Stefany Moctezuma Perez, Associated Students of Riverside City College vice president, shared that online learning has been easier and more convenient for her.

“As a single mom, it was hard to not have been able to find a class I needed online, so I would have to find a babysitter for my kids,” she said. “Now, having everything online is the best thing to happen to me.”

ASRCC has partnered with the Shared Governance Committee to ensure concerned students are properly taken care of and that communication is flowing smoothly between students and faculty. 

“Directors, senators and I attend different Shared Governance meetings to address all the different concerns that we get from students,” Perez said. “It is a priority to build this bridge of communication between RCC faculty, or Shared Governance and the ASRCC or student leaders.”

Distance learning may be harder for some students than others. ASRCC and the Shared Governance Committee asked for student feedback on virtual learning, and the majority said that switching to distance learning has been more negative than positive. 

“They have had to drop classes, they feel unmotivated, they miss a lot of assignments and the fact that it is harder to communicate with teachers is a major issue” Perez said. “They feel discouraged and much rather prefer in-person learning. Everything is a work in progress.”

Students are not the only ones who have been affected by the shift to virtual learning.

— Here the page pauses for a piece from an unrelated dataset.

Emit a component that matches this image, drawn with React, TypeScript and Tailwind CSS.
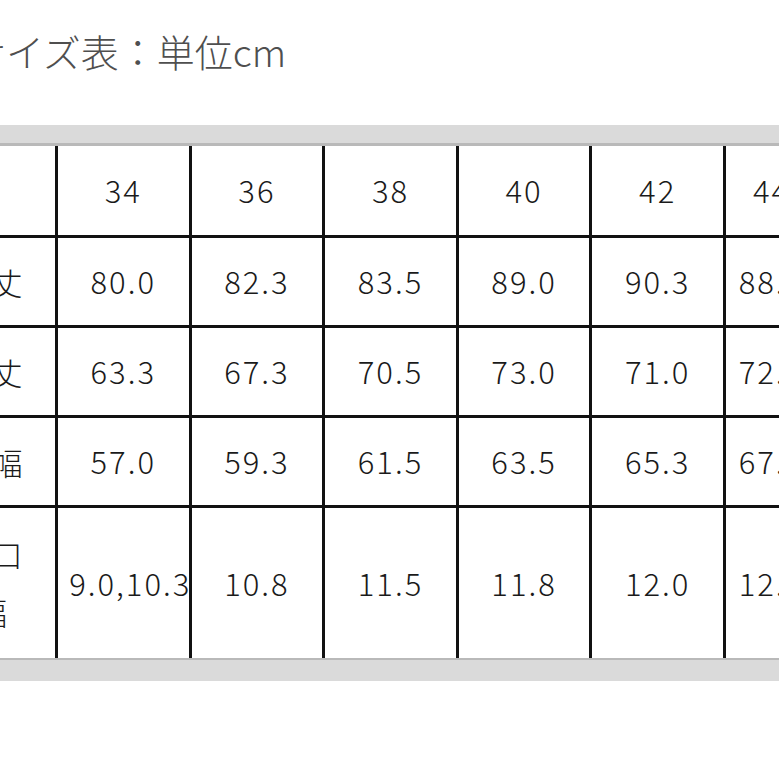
const SIZES = ["34", "36", "38", "40", "42", "44"];

const ROWS: { label: string[]; values: string[]; tall?: boolean }[] = [
  { label: ["着丈"], values: ["80.0", "82.3", "83.5", "89.0", "90.3", "88.5"] },
  { label: ["裄丈"], values: ["63.3", "67.3", "70.5", "73.0", "71.0", "72.3"] },
  { label: ["身幅"], values: ["57.0", "59.3", "61.5", "63.5", "65.3", "67.0"] },
  { label: ["袖口", "幅"], values: ["9.0,10.3", "10.8", "11.5", "11.8", "12.0", "12.3"], tall: true },
];

const font = "font-['Noto_Sans_CJK_JP','Noto_Sans',sans-serif]";

function Cell({ children, last, className = "" }: { children?: React.ReactNode; last?: boolean; className?: string }) {
  return (
    <div
      className={`flex shrink-0 items-center justify-center whitespace-nowrap border-l-[3px] border-[#111] ${
        last ? "w-[94px]" : "w-[133.6px]"
      } ${className}`}
    >
      {children}
    </div>
  );
}

export default function App() {
  return (
    <div className={`relative h-[779px] w-[779px] overflow-hidden bg-white font-light text-[#1a1a1a] ${font}`}>
      {/* title, first character cut off by the crop */}
      <div className="ml-[-32px] pt-[26px] text-[38px] leading-[50px] text-[#4f4f4f]">サイズ表：単位cm</div>

      <div className="mt-[49px]">
        <div className="h-[18px] bg-[#dadada]" />
        <div className="h-[3px] bg-[#b9b9b9]" />

        <div className="ml-[-78px] text-[31px] tracking-[2px]">
          {/* header row */}
          <div className="flex h-[89px]">
            <div className="w-[133px] shrink-0" />
            {SIZES.map((s, i) => (
              <Cell key={s} last={i === SIZES.length - 1}>
                {s}
              </Cell>
            ))}
          </div>

          {ROWS.map((row) => (
            <div key={row.label.join("")} className={`flex border-t-[3px] border-[#111] ${row.tall ? "h-[153px]" : "h-[90px]"}`}>
              <div className="flex w-[133px] shrink-0 flex-col items-center justify-center pl-[6px] text-[31px] leading-[58px] tracking-normal">
                {row.label.map((l) => (
                  <span key={l}>{l}</span>
                ))}
              </div>
              {row.values.map((v, i) => (
                <Cell key={i} last={i === row.values.length - 1} className={v.includes(",") ? "pl-[14px]" : ""}>
                  {v}
                </Cell>
              ))}
            </div>
          ))}
        </div>

        <div className="h-[2px] bg-[#b9b9b9]" />
        <div className="h-[21px] bg-[#dadada]" />
      </div>
    </div>
  );
}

Instructors have been affected as well.

Parissa Clark, a political science instructor at RCC, said connecting with students through online learning has been a challenge. Although she has a master’s degree in education and has been teaching for 20 years, Clark said she felt like a lot was at stake.

“I felt like I had to get it right because, if I didn’t my students wouldn’t understand college,” she said. “I’ve tried to come up with more creative ways to sort of force that bond with my students, but it’s certainly draining and challenging.”

To Clark, a class does not have to be overwhelmingly difficult to be meaningful. Extra work does not make up for the personal interaction being missed out on, she added.

“I do prefer in-person learning,” she said. “But when we do go back to that, why not have more hybrid classes to get the best of both worlds.”